Preventing Burnout for Gym Owners
Four ways you can start preventing burnout today and get back on track to enjoying your business.
The average fitness business owner spends anywhere from 60-80 hours a week working. And the worst part about it is, even when you aren’t at your gym, you’re still thinking about it, checking emails, answering texts and calls, and working on projects you “didn’t have a chance to get to” because you were dealing with clients.
If you can relate, I have some news for you: you’re not alone. Let’s look at four ways you can start preventing burnout today and get back on track to enjoying your business.
Identify Your Economic Drivers
The vast majority of fitness business owners are here for one main reason: they want to help change people’s lives. The problem is, the understanding of key performance indicators of your business can be extremely illusive. Some gyms would kill to have 100 leads in a month, whereas, for others 100 leads isn’t nearly enough. So how do you decide what you should manage your business based on?
Setting your pricing, figuring out how many clients you can manage, and identifying the best way you can solve a problem for your ideal client will all allow you to then decide the amount of leads, trailers, sales, and lifetime value you need to shoot for to allow your business to make sense.
Hiring a business coach is another great way to help you decide on these factors. Most business coaches have seen hundreds, if not thousands of business models and can help advise on what will make the most sense for you. Regardless of if you hire a professional or not, you will need a written business plan on how many clients you will need to have the profitability you’re looking for and a set time frame as to when you’ll get there. Then working backwards based on closing percentages, lead to trial ratios and total lead counts can create the clarity you need.
Be Specific in Job Descriptions
The biggest mistake that most gym owners and managers make is making everything everyone’s responsibility as the “unwritten rule.” Everyone should be selling, everyone should be cleaning, everyone should be creating the best member experience. The problem that comes with vague job descriptions and high expectations is constant frustration.
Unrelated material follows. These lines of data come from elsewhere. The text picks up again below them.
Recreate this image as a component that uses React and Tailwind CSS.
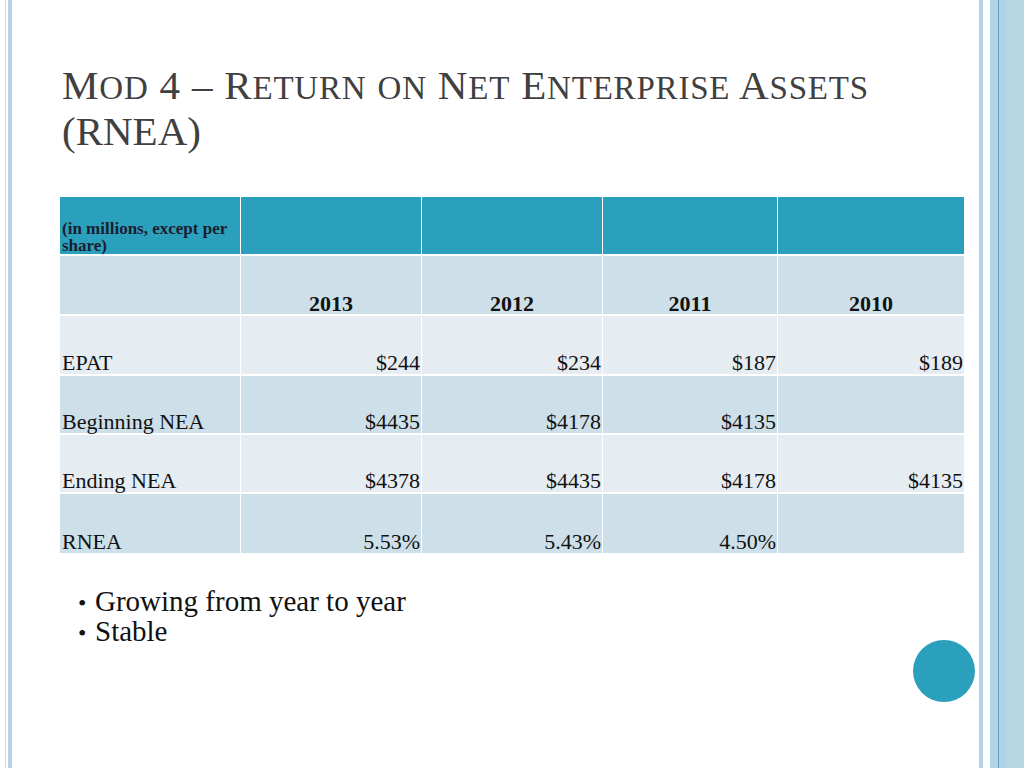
import React from "react";

const serif = "font-['Liberation_Serif','Times_New_Roman',serif]";

const cols = "grid grid-cols-[180px_180px_180px_174px_186px] gap-x-[1px] gap-y-[2px]";

const rows = [
  { label: "EPAT", vals: ["$244", "$234", "$187", "$189"], bg: "bg-[#e5ecf2]", h: "h-[58px]" },
  { label: "Beginning NEA", vals: ["$4435", "$4178", "$4135", ""], bg: "bg-[#cddfe8]", h: "h-[57px]" },
  { label: "Ending NEA", vals: ["$4378", "$4435", "$4178", "$4135"], bg: "bg-[#e5ecf2]", h: "h-[57px]" },
  { label: "RNEA", vals: ["5.53%", "5.43%", "4.50%", ""], bg: "bg-[#cddfe8]", h: "h-[59px]" },
];

function S({ children }) {
  return <span className="text-[33px] leading-none">{children}</span>;
}

export default function App() {
  return (
    <div className={`w-[1024px] h-[768px] flex bg-white overflow-hidden ${serif}`}>
      {/* left frame */}
      <div className="w-[5px] shrink-0" />
      <div className="w-[1px] shrink-0 bg-[#c4dde9]" />
      <div className="w-[2px] shrink-0" />
      <div className="w-[4px] shrink-0 bg-[#b5d4e4]" />

      {/* content */}
      <div className="flex-1 flex flex-col">
        <h1 className="mt-[62px] ml-[50px] text-[41px] leading-[46px] text-[#404040] font-normal tracking-[0.8px]">
          M<S>OD</S> 4 – R<S>ETURN</S> <S>ON</S> N<S>ET</S> E<S>NTERPRISE</S> A<S>SSETS</S>
          <br />
          <span className="tracking-normal">(RNEA)</span>
        </h1>

        <div className={`mt-[43px] ml-[48px] ${cols}`}>
          <div className="h-[57px] bg-[#2ba0bd] flex items-end pl-[2px]">
            <span className="text-[17px] leading-[17px] font-bold text-[#1b1d2e]">
              (in millions, except per share)
            </span>
          </div>
          <div className="h-[57px] bg-[#2ba0bd]" />
          <div className="h-[57px] bg-[#2ba0bd]" />
          <div className="h-[57px] bg-[#2ba0bd]" />
          <div className="h-[57px] bg-[#2ba0bd]" />

          <div className="h-[58px] bg-[#cddfe8]" />
          {["2013", "2012", "2011", "2010"].map((y) => (
            <div key={y} className="h-[58px] bg-[#cddfe8] flex items-end justify-center">
              <span className="text-[22px] leading-[20px] font-bold text-[#111]">{y}</span>
            </div>
          ))}

          {rows.map((r) => (
            <React.Fragment key={r.label}>
              <div className={`${r.h} ${r.bg} flex items-end pl-[2px]`}>
                <span className="text-[22px] leading-[22px] text-[#111]">{r.label}</span>
              </div>
              {r.vals.map((v, i) => (
                <div key={i} className={`${r.h} ${r.bg} flex items-end justify-end pr-[1px]`}>
                  <span className="text-[22px] leading-[22px] text-[#111]">{v}</span>
                </div>
              ))}
            </React.Fragment>
          ))}
        </div>

        <div className="flex items-start justify-between">
          <ul className="mt-[33px] ml-[66px] text-[29px] leading-[31px] text-[#111]">
            <li className="flex items-baseline h-[30px]">
              <span className="w-[17px] shrink-0 text-[24px] leading-none">•</span>
              <span>Growing from year to year</span>
            </li>
            <li className="flex items-baseline h-[30px]">
              <span className="w-[17px] shrink-0 text-[24px] leading-none">•</span>
              <span>Stable</span>
            </li>
          </ul>
          <div className="mt-[87px] mr-[4px] w-[62px] h-[62px] rounded-full bg-[#2ba0bd]" />
        </div>
      </div>

      {/* right frame */}
      <div className="w-[4px] shrink-0 bg-[#b5d4e4]" />
      <div className="w-[7px] shrink-0" />
      <div className="w-[8px] shrink-0 bg-[#b0d4e4]" />
      <div className="w-[1px] shrink-0 bg-[#5f9cc4]" />
      <div className="w-[8px] shrink-0 bg-[#b0d4e4]" />
      <div className="w-[17px] shrink-0 bg-[#b9d7e3]" />
    </div>
  );
}
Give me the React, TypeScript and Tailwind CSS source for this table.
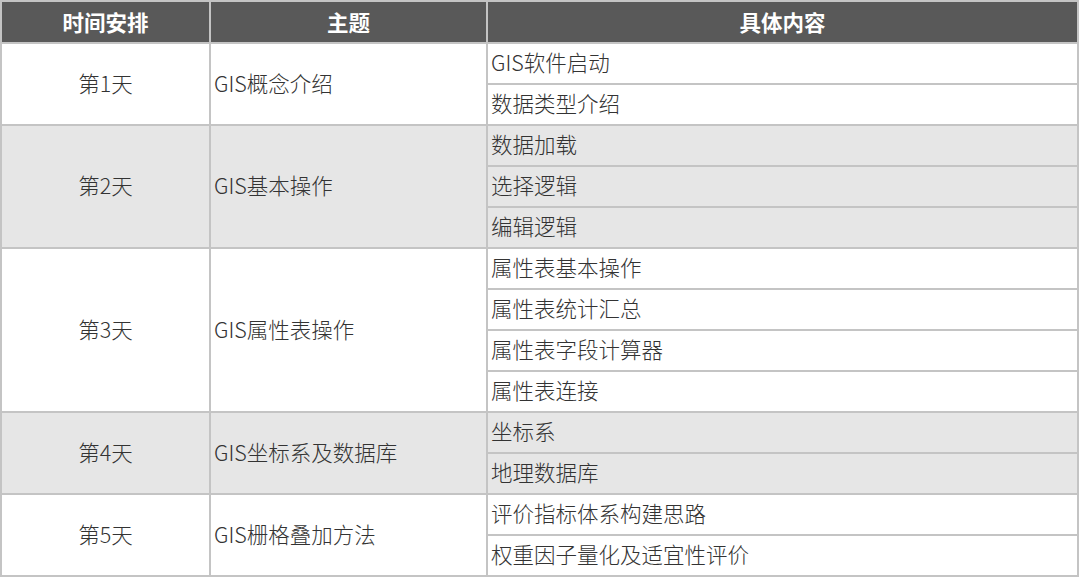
const days = [
  { day: "第1天", topic: "GIS概念介绍", items: ["GIS软件启动", "数据类型介绍"] },
  { day: "第2天", topic: "GIS基本操作", items: ["数据加载", "选择逻辑", "编辑逻辑"] },
  {
    day: "第3天",
    topic: "GIS属性表操作",
    items: ["属性表基本操作", "属性表统计汇总", "属性表字段计算器", "属性表连接"],
  },
  { day: "第4天", topic: "GIS坐标系及数据库", items: ["坐标系", "地理数据库"] },
  { day: "第5天", topic: "GIS栅格叠加方法", items: ["评价指标体系构建思路", "权重因子量化及适宜性评价"] },
];

export default function App() {
  return (
    <main
      className="w-[1080px] h-[578px] bg-white overflow-hidden text-[#333]"
      style={{ fontFamily: '"Noto Sans CJK SC", "Noto Sans", sans-serif' }}
    >
      <table className="w-[1079px] border-collapse table-fixed text-[21.5px] leading-none font-light">
        <colgroup>
          <col className="w-[209px]" />
          <col className="w-[277px]" />
          <col />
        </colgroup>
        <thead>
          <tr className="h-[42px] bg-[#595959] text-white">
            <th className="border-2 border-[#c4c4c4] font-bold">时间安排</th>
            <th className="border-2 border-[#c4c4c4] font-bold">主题</th>
            <th className="border-2 border-[#c4c4c4] font-bold">具体内容</th>
          </tr>
        </thead>
        <tbody>
          {days.map((d, i) => {
            const bg = i % 2 === 1 ? "bg-[#e6e6e6]" : "bg-white";
            return d.items.map((item, j) => (
              <tr key={d.day + j} className={`h-[41px] ${bg}`}>
                {j === 0 && (
                  <>
                    <td rowSpan={d.items.length} className="border-2 border-[#c4c4c4] text-center pb-[3px]">
                      {d.day}
                    </td>
                    <td rowSpan={d.items.length} className="border-2 border-[#c4c4c4] pl-[3px] pb-[3px]">
                      {d.topic}
                    </td>
                  </>
                )}
                <td className="border-2 border-[#c4c4c4] pl-[3px] pb-[3px]">{item}</td>
              </tr>
            ));
          })}
        </tbody>
      </table>
    </main>
  );
}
Your expectations will be very different then your employees expectations. Don’t expect them to act like they own the business and then get upset when they don’t. Be clear and specific about what you expect them to do and be responsible for. Have someone in charge of lead nurturing, have another in charge of retention activity, someone in charge of social channels, someone in charge of events. Of course, many of these things can be handled by the same person, but your job descriptions should reflect that clearly.
Decide What You Want to Handle and Hire Out the Tasks You Don’t
The famous quote “Leadership is not what you do, but what others do because of you” holds true in fitness business. You have so much more influence of your situation than you think you do. Know what you do extremely well, and what activities no one else can do but you that have the highest level of return, and do those things. Then hire out the tasks you have the hardest time with or have the lowest value for your time. It’s easy to hire out or delegate cleaning your training space. It’s hard to cast vision for the future of your company, develop marketing strategy, drive sales metrics, and so on.
Another point worth mentioning here is, what about cost? When you’re running a business on razor thin profits, the staffing pill is a hard one to swallow. The good news is, you’re in charge and you can create a plan as to when to hire out versus keep consolidated roles. So begin by keeping the roles that absolutely have to be done well, such as selling new programs to grow to the point you need based on your previously set key performance indicators, so you can hire out the roles needed in your business.
Measure and Develop
The third key to establishing roles in your business is ensuring your team knows what success looks like, as well as taking the time to coach your team members on how to grow as a professional. So many leaders in fitness “do it themselves” because no one else can do it as well as them, or they fail to take time away from production and clients because they “don’t have the time.” Well at some point your kids are going to have to learn to tie their own shoes, right? Your staff is no different.
You need to have a plan on how often you will measure the success of each team member as well as clearly defining and working with them to show them how it’s done. This ensures that you don’t end up having a frustrating conversation with your team member about how they aren’t performing up to par, when all along they thought they were doing fine. When it comes to development, remember, you don’t have to wait for a monthly performance review to coach them. Every second you spend with a staff member is a chance to influence them.